"We won't get over this, but we will get through it," Lawrence told a church packed with mourners, including clergy and dignitaries. "It is an honor to say, 'I knew Brad Fox.' "
Officers from as far away as Canada and Chicago and as near as the Philadelphia suburbs formed an honor guard outside the church. The Pennsylvania State Police sent 100 troopers, and a large contingent represented the Philadelphia Police Department.
Mayor Nutter also joined the mourners, noting the importance of reciprocity: When city police officers have lost their lives, the region's police departments have always shown their support.
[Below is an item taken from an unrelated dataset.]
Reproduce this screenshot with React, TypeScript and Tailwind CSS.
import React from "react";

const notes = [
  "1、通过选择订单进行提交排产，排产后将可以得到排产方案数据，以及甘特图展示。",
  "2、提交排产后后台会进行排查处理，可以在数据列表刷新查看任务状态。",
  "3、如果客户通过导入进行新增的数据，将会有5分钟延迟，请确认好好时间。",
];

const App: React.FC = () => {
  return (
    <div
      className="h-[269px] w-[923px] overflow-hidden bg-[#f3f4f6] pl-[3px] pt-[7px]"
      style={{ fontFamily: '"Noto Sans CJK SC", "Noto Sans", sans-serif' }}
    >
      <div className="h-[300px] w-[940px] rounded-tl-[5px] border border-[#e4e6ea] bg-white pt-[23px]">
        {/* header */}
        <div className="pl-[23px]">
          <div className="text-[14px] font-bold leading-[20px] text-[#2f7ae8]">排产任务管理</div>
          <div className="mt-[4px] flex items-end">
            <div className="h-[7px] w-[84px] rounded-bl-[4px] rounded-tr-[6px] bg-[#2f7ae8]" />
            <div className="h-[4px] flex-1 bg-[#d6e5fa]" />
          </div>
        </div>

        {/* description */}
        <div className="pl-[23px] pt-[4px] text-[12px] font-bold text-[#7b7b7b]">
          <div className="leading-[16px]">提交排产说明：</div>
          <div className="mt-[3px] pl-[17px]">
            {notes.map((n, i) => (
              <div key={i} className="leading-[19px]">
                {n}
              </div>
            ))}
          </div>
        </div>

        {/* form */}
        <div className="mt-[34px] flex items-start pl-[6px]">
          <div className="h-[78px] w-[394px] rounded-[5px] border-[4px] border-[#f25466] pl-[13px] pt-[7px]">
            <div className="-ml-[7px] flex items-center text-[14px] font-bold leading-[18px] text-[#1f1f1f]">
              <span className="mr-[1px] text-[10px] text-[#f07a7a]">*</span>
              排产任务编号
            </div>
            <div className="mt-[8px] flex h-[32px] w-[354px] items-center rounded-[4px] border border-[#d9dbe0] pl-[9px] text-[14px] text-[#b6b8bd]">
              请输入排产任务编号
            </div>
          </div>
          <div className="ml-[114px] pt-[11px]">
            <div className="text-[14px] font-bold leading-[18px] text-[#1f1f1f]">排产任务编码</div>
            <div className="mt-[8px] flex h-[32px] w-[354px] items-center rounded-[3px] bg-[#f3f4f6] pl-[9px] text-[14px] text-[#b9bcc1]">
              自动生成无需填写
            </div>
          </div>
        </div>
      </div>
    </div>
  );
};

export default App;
"We are one big family. We have to stick together," the mayor said.
Before the funeral, mourners, including Gov. Corbett, paid their respects at a viewing at the church.
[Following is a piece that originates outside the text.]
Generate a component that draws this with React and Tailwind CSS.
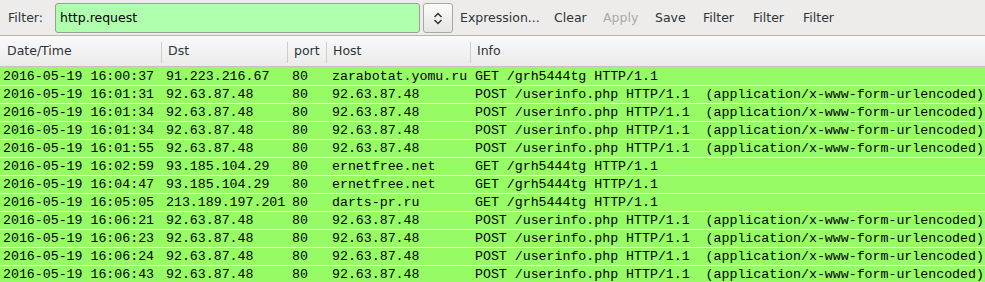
import React from 'react';

const rows = [
  ['2016-05-19 16:00:37', '91.223.216.67', '80', 'zarabotat.yomu.ru', 'GET /grh5444tg HTTP/1.1'],
  ['2016-05-19 16:01:31', '92.63.87.48', '80', '92.63.87.48', 'POST /userinfo.php HTTP/1.1  (application/x-www-form-urlencoded)'],
  ['2016-05-19 16:01:34', '92.63.87.48', '80', '92.63.87.48', 'POST /userinfo.php HTTP/1.1  (application/x-www-form-urlencoded)'],
  ['2016-05-19 16:01:34', '92.63.87.48', '80', '92.63.87.48', 'POST /userinfo.php HTTP/1.1  (application/x-www-form-urlencoded)'],
  ['2016-05-19 16:01:55', '92.63.87.48', '80', '92.63.87.48', 'POST /userinfo.php HTTP/1.1  (application/x-www-form-urlencoded)'],
  ['2016-05-19 16:02:59', '93.185.104.29', '80', 'ernetfree.net', 'GET /grh5444tg HTTP/1.1'],
  ['2016-05-19 16:04:47', '93.185.104.29', '80', 'ernetfree.net', 'GET /grh5444tg HTTP/1.1'],
  ['2016-05-19 16:05:05', '213.189.197.201', '80', 'darts-pr.ru', 'GET /grh5444tg HTTP/1.1'],
  ['2016-05-19 16:06:21', '92.63.87.48', '80', '92.63.87.48', 'POST /userinfo.php HTTP/1.1  (application/x-www-form-urlencoded)'],
  ['2016-05-19 16:06:23', '92.63.87.48', '80', '92.63.87.48', 'POST /userinfo.php HTTP/1.1  (application/x-www-form-urlencoded)'],
  ['2016-05-19 16:06:24', '92.63.87.48', '80', '92.63.87.48', 'POST /userinfo.php HTTP/1.1  (application/x-www-form-urlencoded)'],
  ['2016-05-19 16:06:43', '92.63.87.48', '80', '92.63.87.48', 'POST /userinfo.php HTTP/1.1  (application/x-www-form-urlencoded)'],
];

const cols = 'grid grid-cols-[161px_126px_39px_144px_1fr]';

const ToolButton = ({ label, w, disabled }) => (
  <span className={`${w} shrink-0 ${disabled ? 'text-[#a9a9a6]' : 'text-[#2e3436]'}`}>{label}</span>
);

const HeaderCell = ({ label, first }) => (
  <div className={`flex items-center h-full pl-[7px] ${first ? '' : 'relative'}`}>
    {!first && <span className="absolute left-0 top-[6px] bottom-[3px] w-px bg-[#cfcecb]" />}
    <span>{label}</span>
  </div>
);

export default function App() {
  return (
    <div className="w-[985px] h-[282px] overflow-hidden bg-[#edeceb] font-['DejaVu_Sans',sans-serif] text-[12.5px] text-[#2e3436]">
      {/* Filter toolbar */}
      <div className="flex items-center h-[35px] pl-[8px] pt-[1px]">
        <span className="w-[47px] shrink-0">Filter:</span>
        <div className="w-[365px] h-[30px] flex items-center pl-[4px] bg-[#afffaf] border border-[#9c9c98] rounded-[3px] text-black">
          http.request
        </div>
        <button className="ml-[3px] w-[30px] h-[30px] flex items-center justify-center border border-[#a8a8a4] rounded-[3px] bg-gradient-to-b from-[#fbfbfa] to-[#e6e5e3]">
          <svg width="10" height="13" viewBox="0 0 10 13" fill="none" stroke="#2e3436" strokeWidth="1.5">
            <path d="M1.5 5 L5 1.5 L8.5 5" />
            <path d="M1.5 8 L5 11.5 L8.5 8" />
          </svg>
        </button>
        <div className="flex items-center ml-[7px]">
          <ToolButton label="Expression..." w="w-[94px]" />
          <ToolButton label="Clear" w="w-[49px]" />
          <ToolButton label="Apply" w="w-[52px]" disabled />
          <ToolButton label="Save" w="w-[48px]" />
          <ToolButton label="Filter" w="w-[50px]" />
          <ToolButton label="Filter" w="w-[50px]" />
          <ToolButton label="Filter" w="w-[50px]" />
        </div>
      </div>
      <div className="h-px bg-[#b6b5b1]" />

      {/* Column header */}
      <div className={`${cols} h-[31px] bg-gradient-to-b from-[#fafafa] to-[#ebebea] border-b border-[#c4c3bf]`}>
        <HeaderCell label="Date/Time" first />
        <HeaderCell label="Dst" />
        <HeaderCell label="port" />
        <HeaderCell label="Host" />
        <HeaderCell label="Info" />
      </div>

      {/* Packet rows */}
      <div className="font-['Liberation_Mono',monospace] text-[13.25px] text-black bg-[#97fb66]">
        {rows.map((r, i) => (
          <div
            key={i}
            className={`${cols} h-[18px] items-center leading-[17px] whitespace-pre ${i === 0 ? '' : 'border-t border-[#effde8]'}`}
          >
            <span className="pl-[3px] overflow-hidden">{r[0]}</span>
            <span className="pl-[5px] overflow-hidden">{r[1]}</span>
            <span className="pl-[5px] overflow-hidden">{r[2]}</span>
            <span className="pl-[6px] overflow-hidden">{r[3]}</span>
            <span className="pl-[5px] overflow-hidden">{r[4]}</span>
          </div>
        ))}
      </div>
    </div>
  );
}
The Rev. Edward J. Hallinan, a friend of the Fox family, was chief celebrant of the Funeral Mass.
Fox, a Marine veteran who served two tours of duty in Iraq, was buried in his police uniform with full military honors. A Marine honor guard draped an American flag over Fox's casket before it left the church.
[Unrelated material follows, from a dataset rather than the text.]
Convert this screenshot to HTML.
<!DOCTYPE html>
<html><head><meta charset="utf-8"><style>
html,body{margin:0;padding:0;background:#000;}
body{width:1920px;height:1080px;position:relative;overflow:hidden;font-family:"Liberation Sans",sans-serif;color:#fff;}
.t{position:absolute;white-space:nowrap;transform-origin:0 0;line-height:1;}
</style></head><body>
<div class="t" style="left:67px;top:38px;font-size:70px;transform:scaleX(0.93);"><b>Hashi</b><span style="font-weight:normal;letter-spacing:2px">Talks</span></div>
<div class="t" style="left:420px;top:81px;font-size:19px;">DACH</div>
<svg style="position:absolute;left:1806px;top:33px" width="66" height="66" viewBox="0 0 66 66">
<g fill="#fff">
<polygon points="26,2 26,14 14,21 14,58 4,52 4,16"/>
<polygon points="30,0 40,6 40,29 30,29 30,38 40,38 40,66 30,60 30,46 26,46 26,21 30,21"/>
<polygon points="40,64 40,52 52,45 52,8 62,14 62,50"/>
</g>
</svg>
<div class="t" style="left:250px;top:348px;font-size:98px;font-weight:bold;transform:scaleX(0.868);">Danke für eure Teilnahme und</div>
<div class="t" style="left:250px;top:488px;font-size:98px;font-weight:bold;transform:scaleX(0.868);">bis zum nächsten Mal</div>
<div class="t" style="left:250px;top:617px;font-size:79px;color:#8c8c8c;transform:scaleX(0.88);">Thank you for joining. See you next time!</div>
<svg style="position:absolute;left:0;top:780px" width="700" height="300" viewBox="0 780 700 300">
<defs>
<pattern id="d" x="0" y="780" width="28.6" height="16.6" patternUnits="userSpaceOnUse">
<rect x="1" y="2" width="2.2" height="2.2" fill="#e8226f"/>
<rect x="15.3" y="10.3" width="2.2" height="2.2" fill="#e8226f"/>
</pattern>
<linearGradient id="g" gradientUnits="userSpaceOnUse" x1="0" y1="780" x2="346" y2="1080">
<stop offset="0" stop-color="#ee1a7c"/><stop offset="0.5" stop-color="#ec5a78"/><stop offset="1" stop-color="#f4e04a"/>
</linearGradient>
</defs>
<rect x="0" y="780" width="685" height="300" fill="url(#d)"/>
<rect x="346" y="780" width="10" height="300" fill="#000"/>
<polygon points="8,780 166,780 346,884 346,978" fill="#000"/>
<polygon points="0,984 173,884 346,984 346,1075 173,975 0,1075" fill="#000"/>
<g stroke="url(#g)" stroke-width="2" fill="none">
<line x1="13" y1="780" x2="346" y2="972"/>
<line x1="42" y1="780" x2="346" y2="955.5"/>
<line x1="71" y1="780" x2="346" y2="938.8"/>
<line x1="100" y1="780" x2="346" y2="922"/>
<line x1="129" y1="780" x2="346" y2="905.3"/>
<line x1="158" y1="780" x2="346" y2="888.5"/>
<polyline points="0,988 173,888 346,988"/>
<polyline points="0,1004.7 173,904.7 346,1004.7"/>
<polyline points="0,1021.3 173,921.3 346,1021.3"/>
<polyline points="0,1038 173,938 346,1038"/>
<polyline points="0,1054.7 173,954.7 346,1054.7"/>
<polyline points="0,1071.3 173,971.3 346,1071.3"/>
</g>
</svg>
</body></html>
Two police officials, including a deputy chief who lost his own brother in the line of duty, drove in from Altoona, Pa., to pay their respects to the fallen officer.
"It's rotten to survive two combat tours in Iraq and be killed in your own country," said Altoona Police Lt. Jeffrey Pratt.
Besides his wife, Fox leaves a daughter, Kadence, 5 months. His parents, Tom and Kathy, attended the funeral, along with his brother, Jimmy, and sister-in-law, Melissa Fox. Lynsay Fox is expecting the couple's second child in March.
Fox, 34, was shot once and killed as he responded to the report of a fleeing hit-and-run suspect in an industrial area just off Ernest Station Road near the Schuylkill River Trail in Plymouth Township.
The gunman, Andrew C. Thomas, 44, of Lower Merion, died of two bullet wounds to the chest, one of which was self-inflicted, police said. His family has declined comment.
"You're a true hero," wrote Lynsay Fox to her husband, in a speech read to mourners by her sister, Brittany Mattozzi. "And I stand here honored that I have had the past eight years with you."
The speech, at times funny, gave a glimpse of Officer Fox as blissfully unfamiliar with babies and kitchen implements but eagerly taking to the role of father.
Sometimes, his wife wrote, the neighborhood kids would knock on the door of the family home in Gilbertsville and ask if Officer Fox could come out to play. And he often did.
Kadence, Fox wrote, is "the spitting image," of her father.
When the new baby comes, Fox wrote, "I look forward to seeing the characteristics of you shining through."
"They'll always know who their Daddy was, and what an amazing man you were," Lynsay Fox wrote.
In the afternoon, Fox's casket was escorted by police cars, their red and blue lights flashing, to Washington Crossing National Cemetery in Upper Makefield Township.
Walton Road near the church was closed as the procession made its way to the Pennsylvania Turnpike. Mourners holding small American flags gathered on corners to watch.
State Sen. Daylin Leach said the large turnout was a testament to the service Fox provided.
"I hope it's the last day like this that we have for a very long time," Leach said.